## What you should do:
Write out the material again word for word, dropping any images it holds.

╔══

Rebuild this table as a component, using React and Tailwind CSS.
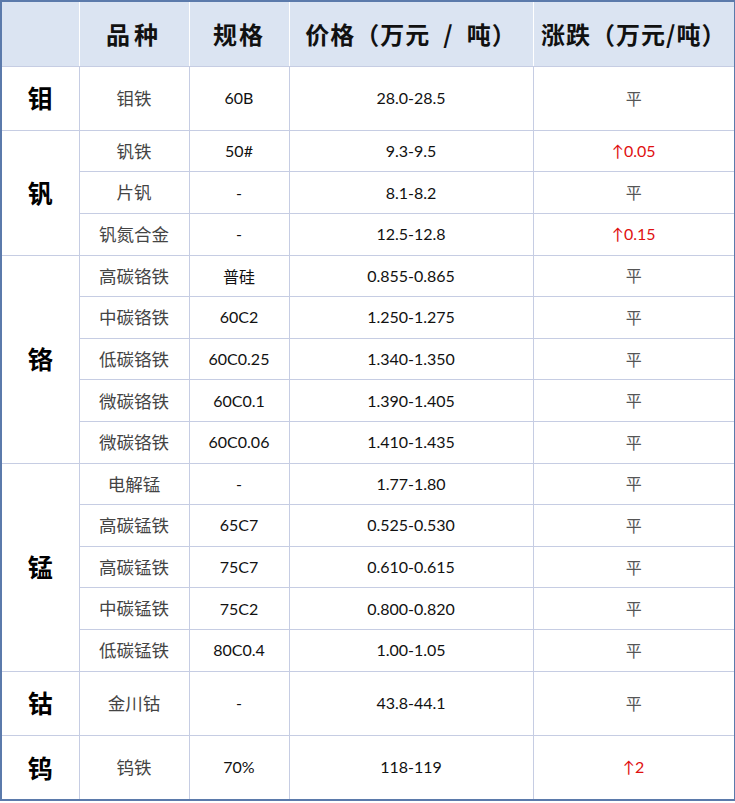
const groups = [
  { name: "钼", h: 64, rows: [["钼铁", "60B", "28.0-28.5", null]] },
  {
    name: "钒",
    h: 41.7,
    rows: [
      ["钒铁", "50#", "9.3-9.5", "0.05"],
      ["片钒", "-", "8.1-8.2", null],
      ["钒氮合金", "-", "12.5-12.8", "0.15"],
    ],
  },
  {
    name: "铬",
    h: 41.6,
    rows: [
      ["高碳铬铁", "普硅", "0.855-0.865", null],
      ["中碳铬铁", "60C2", "1.250-1.275", null],
      ["低碳铬铁", "60C0.25", "1.340-1.350", null],
      ["微碳铬铁", "60C0.1", "1.390-1.405", null],
      ["微碳铬铁", "60C0.06", "1.410-1.435", null],
    ],
  },
  {
    name: "锰",
    h: 41.6,
    rows: [
      ["电解锰", "-", "1.77-1.80", null],
      ["高碳锰铁", "65C7", "0.525-0.530", null],
      ["高碳锰铁", "75C7", "0.610-0.615", null],
      ["中碳锰铁", "75C2", "0.800-0.820", null],
      ["低碳锰铁", "80C0.4", "1.00-1.05", null],
    ],
  },
  { name: "钴", h: 64, rows: [["金川钴", "-", "43.8-44.1", null]] },
  { name: "钨", h: 65, rows: [["钨铁", "70%", "118-119", "2"]] },
]

const cjk = "font-['Noto_Sans_CJK_SC',sans-serif]"
const num = "font-['Lato','Noto_Sans_CJK_SC',sans-serif]"
const cell = "border border-[#c6cde3] text-center align-middle p-0"
const head = `${cjk} text-[24px] font-bold text-[#111] whitespace-nowrap`

export default function App() {
  return (
    <div className="bg-white w-[735px] h-[803px]">
      <table className="table-fixed border-collapse w-[734px] border-2 border-[#5b7aab]">
        <colgroup>
          <col className="w-[78px]" />
          <col className="w-[110px]" />
          <col className="w-[100px]" />
          <col className="w-[244px]" />
          <col className="w-[202px]" />
        </colgroup>
        <thead>
          <tr className="h-[65px] bg-[#dbe4f2]">
            <th className={`${cell} border-r-white`}></th>
            <th className={`${cell} border-x-white ${head} tracking-[4px]`}>品种</th>
            <th className={`${cell} border-x-white ${head} tracking-[2px]`}>规格</th>
            <th className={`${cell} border-x-white ${head} tracking-[1px]`}>
              价格（万元{"\u2002"}/{"\u2002"}吨）
            </th>
            <th className={`${cell} border-l-white ${head} tracking-[1px]`}>涨跌（万元/吨）</th>
          </tr>
        </thead>
        <tbody>
          {groups.map((g) =>
            g.rows.map((r, i) => (
              <tr key={g.name + i} style={{ height: g.h }}>
                {i === 0 && (
                  <td rowSpan={g.rows.length} className={`${cell} ${cjk} text-[25px] font-bold text-black`}>
                    {g.name}
                  </td>
                )}
                <td className={`${cell} ${cjk} text-[17.5px] text-[#444]`}>{r[0]}</td>
                <td className={`${cell} ${/[0-9-]/.test(r[1]) ? num : cjk} text-[16px] text-[#111]`}>{r[1]}</td>
                <td className={`${cell} ${num} text-[16px] text-[#111]`}>{r[2]}</td>
                <td className={`${cell} text-[16px]`}>
                  {r[3] ? (
                    <span className={`${num} text-[#e01010]`}>↑{r[3]}</span>
                  ) : (
                    <span className={`${cjk} text-[#555]`}>平</span>
                  )}
                </td>
              </tr>
            ))
          )}
        </tbody>
      </table>
    </div>
  )
}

╚══

## Written answer:
Rebuild this table as a component, using React and Tailwind CSS.
const groups = [
  { name: "钼", h: 64, rows: [["钼铁", "60B", "28.0-28.5", null]] },
  {
    name: "钒",
    h: 41.7,
    rows: [
      ["钒铁", "50#", "9.3-9.5", "0.05"],
      ["片钒", "-", "8.1-8.2", null],
      ["钒氮合金", "-", "12.5-12.8", "0.15"],
    ],
  },
  {
    name: "铬",
    h: 41.6,
    rows: [
      ["高碳铬铁", "普硅", "0.855-0.865", null],
      ["中碳铬铁", "60C2", "1.250-1.275", null],
      ["低碳铬铁", "60C0.25", "1.340-1.350", null],
      ["微碳铬铁", "60C0.1", "1.390-1.405", null],
      ["微碳铬铁", "60C0.06", "1.410-1.435", null],
    ],
  },
  {
    name: "锰",
    h: 41.6,
    rows: [
      ["电解锰", "-", "1.77-1.80", null],
      ["高碳锰铁", "65C7", "0.525-0.530", null],
      ["高碳锰铁", "75C7", "0.610-0.615", null],
      ["中碳锰铁", "75C2", "0.800-0.820", null],
      ["低碳锰铁", "80C0.4", "1.00-1.05", null],
    ],
  },
  { name: "钴", h: 64, rows: [["金川钴", "-", "43.8-44.1", null]] },
  { name: "钨", h: 65, rows: [["钨铁", "70%", "118-119", "2"]] },
]

const cjk = "font-['Noto_Sans_CJK_SC',sans-serif]"
const num = "font-['Lato','Noto_Sans_CJK_SC',sans-serif]"
const cell = "border border-[#c6cde3] text-center align-middle p-0"
const head = `${cjk} text-[24px] font-bold text-[#111] whitespace-nowrap`

export default function App() {
  return (
    <div className="bg-white w-[735px] h-[803px]">
      <table className="table-fixed border-collapse w-[734px] border-2 border-[#5b7aab]">
        <colgroup>
          <col className="w-[78px]" />
          <col className="w-[110px]" />
          <col className="w-[100px]" />
          <col className="w-[244px]" />
          <col className="w-[202px]" />
        </colgroup>
        <thead>
          <tr className="h-[65px] bg-[#dbe4f2]">
            <th className={`${cell} border-r-white`}></th>
            <th className={`${cell} border-x-white ${head} tracking-[4px]`}>品种</th>
            <th className={`${cell} border-x-white ${head} tracking-[2px]`}>规格</th>
            <th className={`${cell} border-x-white ${head} tracking-[1px]`}>
              价格（万元{"\u2002"}/{"\u2002"}吨）
            </th>
            <th className={`${cell} border-l-white ${head} tracking-[1px]`}>涨跌（万元/吨）</th>
          </tr>
        </thead>
        <tbody>
          {groups.map((g) =>
            g.rows.map((r, i) => (
              <tr key={g.name + i} style={{ height: g.h }}>
                {i === 0 && (
                  <td rowSpan={g.rows.length} className={`${cell} ${cjk} text-[25px] font-bold text-black`}>
                    {g.name}
                  </td>
                )}
                <td className={`${cell} ${cjk} text-[17.5px] text-[#444]`}>{r[0]}</td>
                <td className={`${cell} ${/[0-9-]/.test(r[1]) ? num : cjk} text-[16px] text-[#111]`}>{r[1]}</td>
                <td className={`${cell} ${num} text-[16px] text-[#111]`}>{r[2]}</td>
                <td className={`${cell} text-[16px]`}>
                  {r[3] ? (
                    <span className={`${num} text-[#e01010]`}>↑{r[3]}</span>
                  ) : (
                    <span className={`${cjk} text-[#555]`}>平</span>
                  )}
                </td>
              </tr>
            ))
          )}
        </tbody>
      </table>
    </div>
  )
}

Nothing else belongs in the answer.